• Work to complete:
Without the images, output each record below as it stands.

#####

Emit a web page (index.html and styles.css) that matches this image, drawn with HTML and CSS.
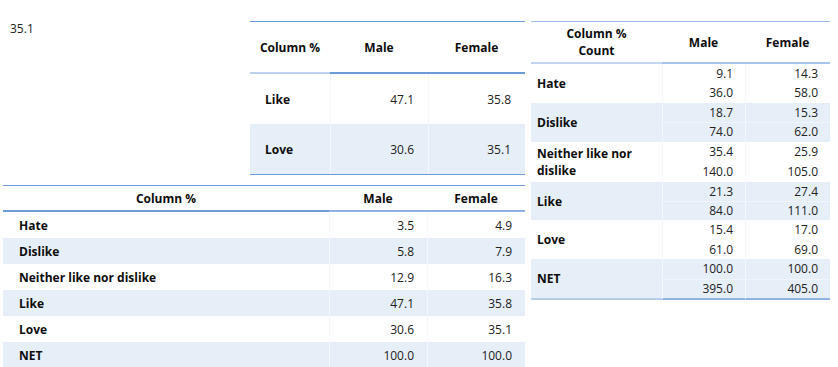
FILE: index.html
```html
<!DOCTYPE html>
<html lang="en">
<head>
<meta charset="utf-8">
<title>Crosstabs</title>
<link rel="stylesheet" href="styles.css">
</head>
<body>
<div class="page">
  <div class="kpi">35.1</div>

  <table class="t t-mid">
    <colgroup><col class="c-lab"><col class="c-m"><col class="c-f"></colgroup>
    <thead>
      <tr><th class="lab">Column %</th><th>Male</th><th>Female</th></tr>
    </thead>
    <tbody>
      <tr><td class="lab">Like</td><td class="v">47.1</td><td class="v">35.8</td></tr>
      <tr class="alt"><td class="lab">Love</td><td class="v">30.6</td><td class="v">35.1</td></tr>
    </tbody>
  </table>

  <table class="t t-right">
    <colgroup><col class="c-lab"><col class="c-m"><col class="c-f"></colgroup>
    <thead>
      <tr><th class="lab">Column %<br>Count</th><th>Male</th><th>Female</th></tr>
    </thead>
    <tbody>
      <tr class="s1"><td class="lab" rowspan="2">Hate</td><td class="v">9.1</td><td class="v">14.3</td></tr>
      <tr class="s2"><td class="v">36.0</td><td class="v">58.0</td></tr>
    </tbody>
    <tbody class="alt">
      <tr class="s1"><td class="lab" rowspan="2">Dislike</td><td class="v">18.7</td><td class="v">15.3</td></tr>
      <tr class="s2"><td class="v">74.0</td><td class="v">62.0</td></tr>
    </tbody>
    <tbody>
      <tr class="s1"><td class="lab" rowspan="2">Neither like nor dislike</td><td class="v">35.4</td><td class="v">25.9</td></tr>
      <tr class="s2"><td class="v">140.0</td><td class="v">105.0</td></tr>
    </tbody>
    <tbody class="alt">
      <tr class="s1"><td class="lab" rowspan="2">Like</td><td class="v">21.3</td><td class="v">27.4</td></tr>
      <tr class="s2"><td class="v">84.0</td><td class="v">111.0</td></tr>
    </tbody>
    <tbody>
      <tr class="s1"><td class="lab" rowspan="2">Love</td><td class="v">15.4</td><td class="v">17.0</td></tr>
      <tr class="s2"><td class="v">61.0</td><td class="v">69.0</td></tr>
    </tbody>
    <tbody class="alt last">
      <tr class="s1"><td class="lab" rowspan="2">NET</td><td class="v">100.0</td><td class="v">100.0</td></tr>
      <tr class="s2"><td class="v">395.0</td><td class="v">405.0</td></tr>
    </tbody>
  </table>

  <table class="t t-bottom">
    <colgroup><col class="c-lab"><col class="c-m"><col class="c-f"></colgroup>
    <thead>
      <tr><th class="lab">Column %</th><th>Male</th><th>Female</th></tr>
    </thead>
    <tbody>
      <tr><td class="lab">Hate</td><td class="v">3.5</td><td class="v">4.9</td></tr>
      <tr class="alt"><td class="lab">Dislike</td><td class="v">5.8</td><td class="v">7.9</td></tr>
      <tr><td class="lab">Neither like nor dislike</td><td class="v">12.9</td><td class="v">16.3</td></tr>
      <tr class="alt"><td class="lab">Like</td><td class="v">47.1</td><td class="v">35.8</td></tr>
      <tr><td class="lab">Love</td><td class="v">30.6</td><td class="v">35.1</td></tr>
      <tr class="alt"><td class="lab">NET</td><td class="v">100.0</td><td class="v">100.0</td></tr>
    </tbody>
  </table>
</div>
</body>
</html>
```

FILE: styles.css
```css
html, body {
  margin: 0;
  padding: 0;
  background: #ffffff;
  overflow: hidden;
}

body {
  font-family: "Open Sans", "Noto Sans", "Liberation Sans", sans-serif;
  font-size: 12px;
  color: #1c1c1c;
}

.page {
  display: grid;
  grid-template-columns: 3px 247px 275px 6px 299px;
  grid-template-rows: 185px auto;
}

.kpi {
  grid-column: 1 / 3;
  grid-row: 1;
  padding: 21px 0 0 10px;
  line-height: 16px;
  color: #222;
}

/* generic table */
.t {
  border-collapse: separate;
  border-spacing: 0;
  table-layout: fixed;
  align-self: start;
}

.t th {
  font-weight: 700;
  color: #0d0d0d;
  text-align: center;
  padding: 0;
}

.t td {
  padding: 0;
}

.t td.lab {
  font-weight: 700;
  color: #0d0d0d;
  text-align: left;
}

.t td.v {
  text-align: right;
  color: #222;
  border-left: 1px solid #f4f7fc;
}

.t .alt td {
  background: #e6eef8;
}

/* middle table */
.t-mid {
  grid-column: 3;
  grid-row: 1;
  width: 275px;
  margin-top: 21px;
  border-top: 1px solid #6d9bd7;
  border-bottom: 1px solid #6d9bd7;
}

.t-mid .c-lab { width: 80px; }
.t-mid .c-m { width: 98px; }
.t-mid .c-f { width: 97px; }

.t-mid th {
  height: 50px;
  border-bottom: 2px solid #6d9bd7;
}

.t-mid th.lab {
  border-bottom-color: #bcd0ec;
}

.t-mid td {
  height: 50px;
}

.t-mid td.lab { padding-left: 15px; }
.t-mid td.v { padding-right: 14px; }

/* right table */
.t-right {
  grid-column: 5;
  grid-row: 1 / 3;
  width: 299px;
  margin-top: 21px;
  border-top: 1px solid #9fbde6;
}

.t-right .c-lab { width: 131px; }
.t-right .c-m { width: 83px; }
.t-right .c-f { width: 85px; }

.t-right th {
  height: 40px;
  line-height: 17px;
  border-bottom: 2px solid #a9c4e9;
}

.t-right th.lab {
  border-bottom-color: #c4d6ef;
}

.t-right td.lab {
  padding: 3px 4px 3px 6px;
  line-height: 17px;
  vertical-align: middle;
}

.t-right td.v {
  height: 19.4px;
  line-height: 19.4px;
  padding-right: 12px;
}

.t-right .alt .s2 td.v {
  box-shadow: inset 0 1px 0 #f1f5fb;
}

.t-right tbody.last .s2 td,
.t-right tbody.last td.lab {
  border-bottom: 2px solid #8fb2e2;
}

.t-right tbody.last td.lab {
  border-bottom-color: #b7cdec;
}

/* bottom table */
.t-bottom {
  grid-column: 2 / 4;
  grid-row: 2;
  width: 522px;
  border-top: 1px solid #6d9bd7;
}

.t-bottom .c-lab { width: 326px; }
.t-bottom .c-m { width: 98px; }
.t-bottom .c-f { width: 98px; }

.t-bottom th {
  height: 24px;
  border-bottom: 2px solid #6d9bd7;
}

.t-bottom th + th {
  border-bottom-color: #8fb2e2;
}

.t-bottom td {
  height: 26px;
}

.t-bottom td.lab { padding-left: 16px; }
.t-bottom td.v { padding-right: 13px; }
```
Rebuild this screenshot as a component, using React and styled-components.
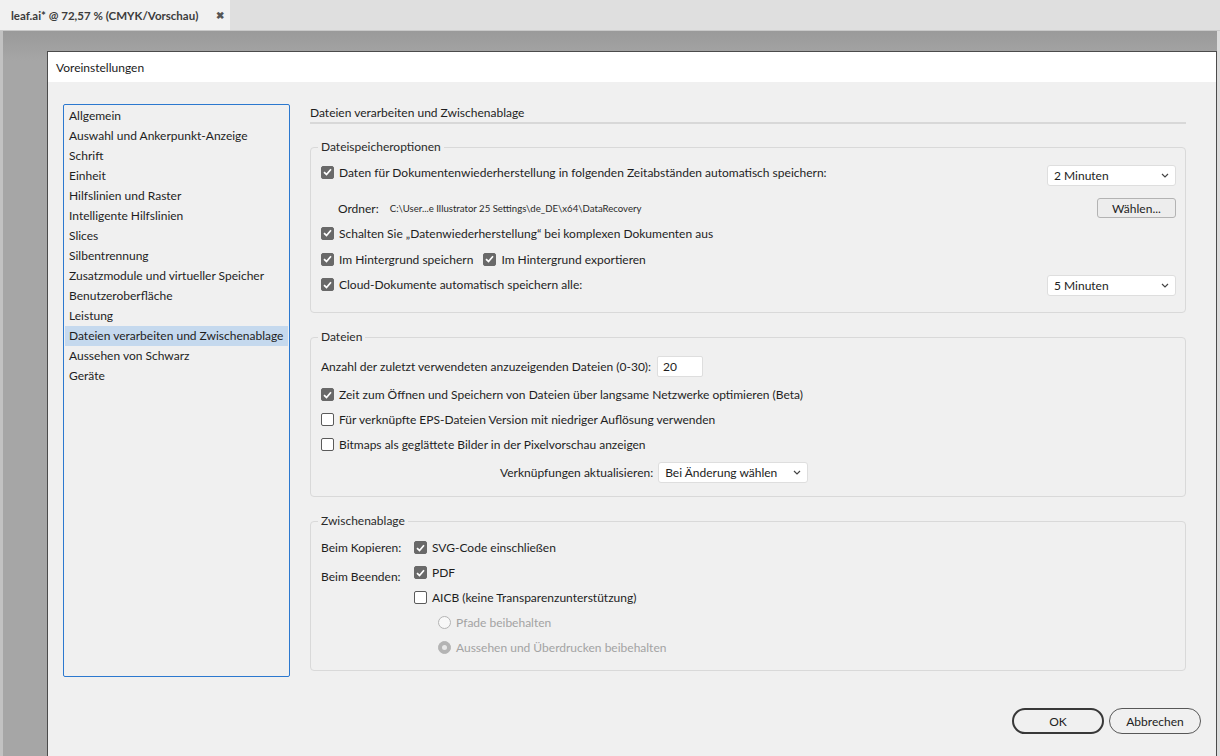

#####

• Task solution:
Emit a web page (index.html and styles.css) that matches this image, drawn with HTML and CSS.
FILE: index.html
```html
<!DOCTYPE html>
<html lang="en">
<head>
<meta charset="utf-8">
<title>Crosstabs</title>
<link rel="stylesheet" href="styles.css">
</head>
<body>
<div class="page">
  <div class="kpi">35.1</div>

  <table class="t t-mid">
    <colgroup><col class="c-lab"><col class="c-m"><col class="c-f"></colgroup>
    <thead>
      <tr><th class="lab">Column %</th><th>Male</th><th>Female</th></tr>
    </thead>
    <tbody>
      <tr><td class="lab">Like</td><td class="v">47.1</td><td class="v">35.8</td></tr>
      <tr class="alt"><td class="lab">Love</td><td class="v">30.6</td><td class="v">35.1</td></tr>
    </tbody>
  </table>

  <table class="t t-right">
    <colgroup><col class="c-lab"><col class="c-m"><col class="c-f"></colgroup>
    <thead>
      <tr><th class="lab">Column %<br>Count</th><th>Male</th><th>Female</th></tr>
    </thead>
    <tbody>
      <tr class="s1"><td class="lab" rowspan="2">Hate</td><td class="v">9.1</td><td class="v">14.3</td></tr>
      <tr class="s2"><td class="v">36.0</td><td class="v">58.0</td></tr>
    </tbody>
    <tbody class="alt">
      <tr class="s1"><td class="lab" rowspan="2">Dislike</td><td class="v">18.7</td><td class="v">15.3</td></tr>
      <tr class="s2"><td class="v">74.0</td><td class="v">62.0</td></tr>
    </tbody>
    <tbody>
      <tr class="s1"><td class="lab" rowspan="2">Neither like nor dislike</td><td class="v">35.4</td><td class="v">25.9</td></tr>
      <tr class="s2"><td class="v">140.0</td><td class="v">105.0</td></tr>
    </tbody>
    <tbody class="alt">
      <tr class="s1"><td class="lab" rowspan="2">Like</td><td class="v">21.3</td><td class="v">27.4</td></tr>
      <tr class="s2"><td class="v">84.0</td><td class="v">111.0</td></tr>
    </tbody>
    <tbody>
      <tr class="s1"><td class="lab" rowspan="2">Love</td><td class="v">15.4</td><td class="v">17.0</td></tr>
      <tr class="s2"><td class="v">61.0</td><td class="v">69.0</td></tr>
    </tbody>
    <tbody class="alt last">
      <tr class="s1"><td class="lab" rowspan="2">NET</td><td class="v">100.0</td><td class="v">100.0</td></tr>
      <tr class="s2"><td class="v">395.0</td><td class="v">405.0</td></tr>
    </tbody>
  </table>

  <table class="t t-bottom">
    <colgroup><col class="c-lab"><col class="c-m"><col class="c-f"></colgroup>
    <thead>
      <tr><th class="lab">Column %</th><th>Male</th><th>Female</th></tr>
    </thead>
    <tbody>
      <tr><td class="lab">Hate</td><td class="v">3.5</td><td class="v">4.9</td></tr>
      <tr class="alt"><td class="lab">Dislike</td><td class="v">5.8</td><td class="v">7.9</td></tr>
      <tr><td class="lab">Neither like nor dislike</td><td class="v">12.9</td><td class="v">16.3</td></tr>
      <tr class="alt"><td class="lab">Like</td><td class="v">47.1</td><td class="v">35.8</td></tr>
      <tr><td class="lab">Love</td><td class="v">30.6</td><td class="v">35.1</td></tr>
      <tr class="alt"><td class="lab">NET</td><td class="v">100.0</td><td class="v">100.0</td></tr>
    </tbody>
  </table>
</div>
</body>
</html>
```

FILE: styles.css
```css
html, body {
  margin: 0;
  padding: 0;
  background: #ffffff;
  overflow: hidden;
}

body {
  font-family: "Open Sans", "Noto Sans", "Liberation Sans", sans-serif;
  font-size: 12px;
  color: #1c1c1c;
}

.page {
  display: grid;
  grid-template-columns: 3px 247px 275px 6px 299px;
  grid-template-rows: 185px auto;
}

.kpi {
  grid-column: 1 / 3;
  grid-row: 1;
  padding: 21px 0 0 10px;
  line-height: 16px;
  color: #222;
}

/* generic table */
.t {
  border-collapse: separate;
  border-spacing: 0;
  table-layout: fixed;
  align-self: start;
}

.t th {
  font-weight: 700;
  color: #0d0d0d;
  text-align: center;
  padding: 0;
}

.t td {
  padding: 0;
}

.t td.lab {
  font-weight: 700;
  color: #0d0d0d;
  text-align: left;
}

.t td.v {
  text-align: right;
  color: #222;
  border-left: 1px solid #f4f7fc;
}

.t .alt td {
  background: #e6eef8;
}

/* middle table */
.t-mid {
  grid-column: 3;
  grid-row: 1;
  width: 275px;
  margin-top: 21px;
  border-top: 1px solid #6d9bd7;
  border-bottom: 1px solid #6d9bd7;
}

.t-mid .c-lab { width: 80px; }
.t-mid .c-m { width: 98px; }
.t-mid .c-f { width: 97px; }

.t-mid th {
  height: 50px;
  border-bottom: 2px solid #6d9bd7;
}

.t-mid th.lab {
  border-bottom-color: #bcd0ec;
}

.t-mid td {
  height: 50px;
}

.t-mid td.lab { padding-left: 15px; }
.t-mid td.v { padding-right: 14px; }

/* right table */
.t-right {
  grid-column: 5;
  grid-row: 1 / 3;
  width: 299px;
  margin-top: 21px;
  border-top: 1px solid #9fbde6;
}

.t-right .c-lab { width: 131px; }
.t-right .c-m { width: 83px; }
.t-right .c-f { width: 85px; }

.t-right th {
  height: 40px;
  line-height: 17px;
  border-bottom: 2px solid #a9c4e9;
}

.t-right th.lab {
  border-bottom-color: #c4d6ef;
}

.t-right td.lab {
  padding: 3px 4px 3px 6px;
  line-height: 17px;
  vertical-align: middle;
}

.t-right td.v {
  height: 19.4px;
  line-height: 19.4px;
  padding-right: 12px;
}

.t-right .alt .s2 td.v {
  box-shadow: inset 0 1px 0 #f1f5fb;
}

.t-right tbody.last .s2 td,
.t-right tbody.last td.lab {
  border-bottom: 2px solid #8fb2e2;
}

.t-right tbody.last td.lab {
  border-bottom-color: #b7cdec;
}

/* bottom table */
.t-bottom {
  grid-column: 2 / 4;
  grid-row: 2;
  width: 522px;
  border-top: 1px solid #6d9bd7;
}

.t-bottom .c-lab { width: 326px; }
.t-bottom .c-m { width: 98px; }
.t-bottom .c-f { width: 98px; }

.t-bottom th {
  height: 24px;
  border-bottom: 2px solid #6d9bd7;
}

.t-bottom th + th {
  border-bottom-color: #8fb2e2;
}

.t-bottom td {
  height: 26px;
}

.t-bottom td.lab { padding-left: 16px; }
.t-bottom td.v { padding-right: 13px; }
```
Rebuild this screenshot as a component, using React and styled-components.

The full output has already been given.